Ref.	Year	Endoscopic processor	Study design	Study aim	Algorithm used	No. of patients	No. of images	Sensitivity	Specificity
Shin et al[37]	2015	High resolution micro-endoscopy	Retrospective	Differentiate neoplastic and non-neoplastic squamous oesophageal mucosa	Quantitative image analysis.
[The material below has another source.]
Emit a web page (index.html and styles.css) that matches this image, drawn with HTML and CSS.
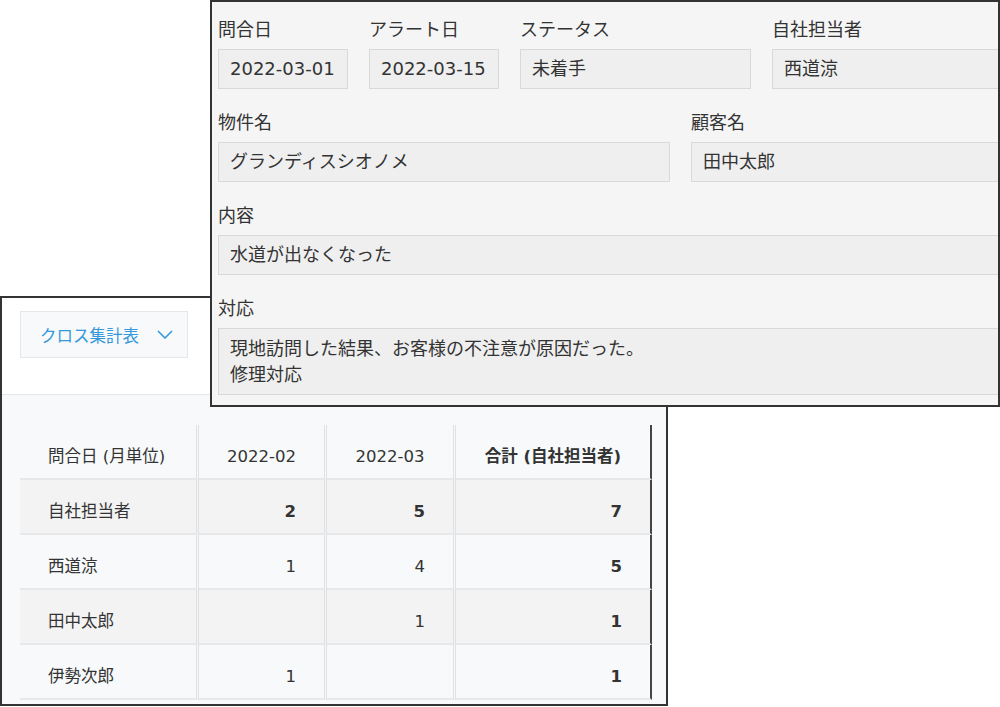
FILE: index.html
```html
<!DOCTYPE html>
<html lang="ja">

<head>
    <meta charset="UTF-8">
    <meta name="viewport" content="width=device-width, initial-scale=1.0">
    <title>クロス集計表</title>
    <link rel="stylesheet" href="styles.css">
</head>

<body>
    <div class="canvas">
        <div class="report-window">
            <div class="report-head">
                <button class="view-select">
                    <span>クロス集計表</span>
                    <svg width="16" height="9" viewBox="0 0 16 9">
                        <polyline points="1,1 8,8 15,1" fill="none" stroke="#3498db" stroke-width="1.6" />
                    </svg>
                </button>
            </div>
            <div class="report-body">
                <table class="cross-table">
                    <thead>
                        <tr>
                            <th class="col-name">問合日 (月単位)</th>
                            <th class="col-month">2022-02</th>
                            <th class="col-month2">2022-03</th>
                            <th class="col-total">合計 (自社担当者)</th>
                        </tr>
                    </thead>
                    <tbody>
                        <tr class="row-shade row-bold">
                            <td>自社担当者</td>
                            <td class="num">2</td>
                            <td class="num">5</td>
                            <td class="num total">7</td>
                        </tr>
                        <tr>
                            <td>西道涼</td>
                            <td class="num">1</td>
                            <td class="num">4</td>
                            <td class="num total">5</td>
                        </tr>
                        <tr class="row-shade">
                            <td>田中太郎</td>
                            <td class="num"></td>
                            <td class="num">1</td>
                            <td class="num total">1</td>
                        </tr>
                        <tr>
                            <td>伊勢次郎</td>
                            <td class="num">1</td>
                            <td class="num"></td>
                            <td class="num total">1</td>
                        </tr>
                    </tbody>
                </table>
            </div>
        </div>

        <div class="record-window">
            <div class="fields">
                <div class="field-row">
                    <div class="field w-date">
                        <div class="label">問合日</div>
                        <div class="value">2022-03-01</div>
                    </div>
                    <div class="field w-date">
                        <div class="label">アラート日</div>
                        <div class="value">2022-03-15</div>
                    </div>
                    <div class="field w-mid">
                        <div class="label">ステータス</div>
                        <div class="value">未着手</div>
                    </div>
                    <div class="field w-mid">
                        <div class="label">自社担当者</div>
                        <div class="value">西道涼</div>
                    </div>
                </div>
                <div class="field-row">
                    <div class="field w-wide">
                        <div class="label">物件名</div>
                        <div class="value">グランディスシオノメ</div>
                    </div>
                    <div class="field w-rest">
                        <div class="label">顧客名</div>
                        <div class="value">田中太郎</div>
                    </div>
                </div>
                <div class="field-row">
                    <div class="field w-full">
                        <div class="label">内容</div>
                        <div class="value">水道が出なくなった</div>
                    </div>
                </div>
                <div class="field-row">
                    <div class="field w-full">
                        <div class="label">対応</div>
                        <div class="value multi">現地訪問した結果、お客様の不注意が原因だった。<br>修理対応</div>
                    </div>
                </div>
            </div>
        </div>
    </div>
</body>

</html>
```

FILE: styles.css
```css
body {
    margin: 0;
    padding: 0;
    background-color: #fff;
    font-family: "DejaVu Sans", "Noto Sans CJK JP", sans-serif;
    color: #333;
}

.canvas {
    position: relative;
    width: 1000px;
    height: 707px;
    overflow: hidden;
}

/* bottom-left window: cross table */
.report-window {
    position: absolute;
    left: 0;
    top: 296px;
    width: 668px;
    height: 410px;
    box-sizing: border-box;
    border: 2px solid #333;
    background-color: #f7f9fa;
    overflow: hidden;
}

.report-head {
    background-color: #fff;
    height: 97px;
    box-sizing: border-box;
    padding: 13px 0 0 18px;
    border-bottom: 1px solid #e3e7e8;
}

.view-select {
    display: inline-flex;
    align-items: center;
    gap: 18px;
    height: 47px;
    box-sizing: border-box;
    padding: 0 14px 0 19px;
    background-color: #f7f9fa;
    border: 1px solid #e3e7e8;
    color: #3498db;
    font-family: "DejaVu Sans", "Noto Sans CJK JP", sans-serif;
    font-size: 16.5px;
    cursor: pointer;
}

.view-select svg {
    display: block;
}

.report-body {
    padding: 30px 0 0 18px;
}

.cross-table {
    border-collapse: separate;
    border-spacing: 0;
    table-layout: fixed;
    font-size: 16.5px;
    color: #333;
}

.cross-table th,
.cross-table td {
    box-sizing: border-box;
    height: 55px;
    padding: 20px 28px 9px 28px;
    line-height: 24px;
    border-bottom: 2px solid #e6e8e9;
    border-right: 3px double #dfe2e3;
    white-space: nowrap;
    vertical-align: top;
}

.cross-table th {
    font-weight: normal;
    text-align: center;
}

.cross-table th.col-name {
    width: 179px;
    text-align: left;
}

.col-month {
    width: 128px;
}

.col-month2 {
    width: 129px;
}

.cross-table th.col-total {
    width: 196px;
    font-weight: bold;
}

.cross-table .col-total,
.cross-table .total {
    border-right: 2px solid #444;
}

.num {
    text-align: right;
}

.total {
    font-weight: bold;
}

.row-shade td {
    background-color: #f3f3f3;
}

.row-bold .num {
    font-weight: bold;
}

/* top-right window: record detail */
.record-window {
    position: absolute;
    left: 210px;
    top: 0;
    width: 790px;
    height: 407px;
    box-sizing: border-box;
    border: 2px solid #333;
    background-color: #f5f5f5;
    padding: 16px 0 0 6px;
    overflow: hidden;
    z-index: 2;
}

.fields {
    width: 800px;
    display: flex;
    flex-direction: column;
    gap: 22px;
}

.field-row {
    display: flex;
    gap: 21px;
}

.label {
    font-size: 18px;
    line-height: 24px;
    margin-bottom: 7px;
    white-space: nowrap;
}

.value {
    box-sizing: border-box;
    height: 40px;
    padding: 7px 11px;
    font-size: 18px;
    line-height: 24px;
    background-color: #efefef;
    border: 1px solid #d9d9d9;
    white-space: nowrap;
}

.value.multi {
    height: 67px;
    padding: 7px 11px;
    line-height: 26px;
}

.w-date {
    width: 130px;
}

.w-mid {
    width: 231px;
}

.w-wide {
    width: 452px;
}

.w-rest {
    width: 320px;
}

.w-full {
    width: 800px;
}
```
Two-class linear discriminant analysis to develop classifier	177	375	87%	97%
Quang et al[38]	2016	High resolution micro-endoscopy	Retrospective	Differentiate neoplastic and non-neoplastic squamous oesophageal mucosa	Two-class linear discriminant analysis to develop classifier	3	-	95%	91%
Horie et al[39]	2018	WLE, NBI, Olympus	Retrospective	Ability of AI to detect oesophageal cancer	Deep CNN (Multibox detector architecture)	481	-	97%	-
Everson et al[16]	2019	Magnified NBI, Olympus	Retrospective	Develop AI system to classify IPCL patterns as normal/abnormal in endoscopically resectable lesions real time	CNN, explicit class activation maps generated to depict area of interest for CNN	17	7046	89%	98%
Nakagawa et al[34]	2019	Magnified and non-magnified, NBI, BLI, Olympus, Fujifilm	Retrospective	Predict depth of invasion of ESCN	Deep CNN (multibox detector architecture)	959	15,252	90.1%	95.8%
Kumagai et al[36]	2019	ECS	Retrospective	Deep learning AI to analyse ECS images as possible replacement of biopsy-based histology	CNN constructed based on GoogLeNet	-	6235	92.6%	89.3%
Zhao et al[40]	2019	ME NBI, Olympus	Retrospective	Classification of IPCLs to improve ESCN detection	A double-labeling fully convolutional network	219	-	87%	84.1%
Guo et al[3]	2020	ME and non-ME NBI, olympus	Retrospective	Develop a CAD for real-time diagnosis of ESCN	Model based on SegNet architecture	2672	13144 images (4250 malignant, 8894 non-cancerous), 168865 video frames	Images = 98.04%, non-magnified video = 60.8%, magnified video = 96.1%	Images = 95.03%, non-magnified /magnified video = 99.9%
Tokai et al[41]	2020	WLE, NBI, Olympus	Retrospective	Ability of AI to measure squamous cell cancer depth	Deep CNN	-	2044	84.1%	73.3%
Ohmori et al[42]	2020	Magnified and non-magnified, WLE, NBI, BLI, Olympus, Fujifilm	Retrospective	Detect Oesophageal squamous cell cancer	CNN	-	11806 non- magnified images, 11483 magnified images	Non-ME WLE = 90%, non-ME NBI/BLI = 100%, ME = 98%	Non-ME WLE = 76%, non-ME NBI/BLI = 63%, ME = 56%

WLE: White light endoscopy; NBI: Narrow band imaging; AI: Artificial intelligence; CNN: Convolutional neural network; IPCL: Intrapapillary capillary loops; BLI: Blue laser imaging; ESCN: Early squamous cell neoplasia; ECS: Endocytoscopic system; ME: Magnification endoscopy.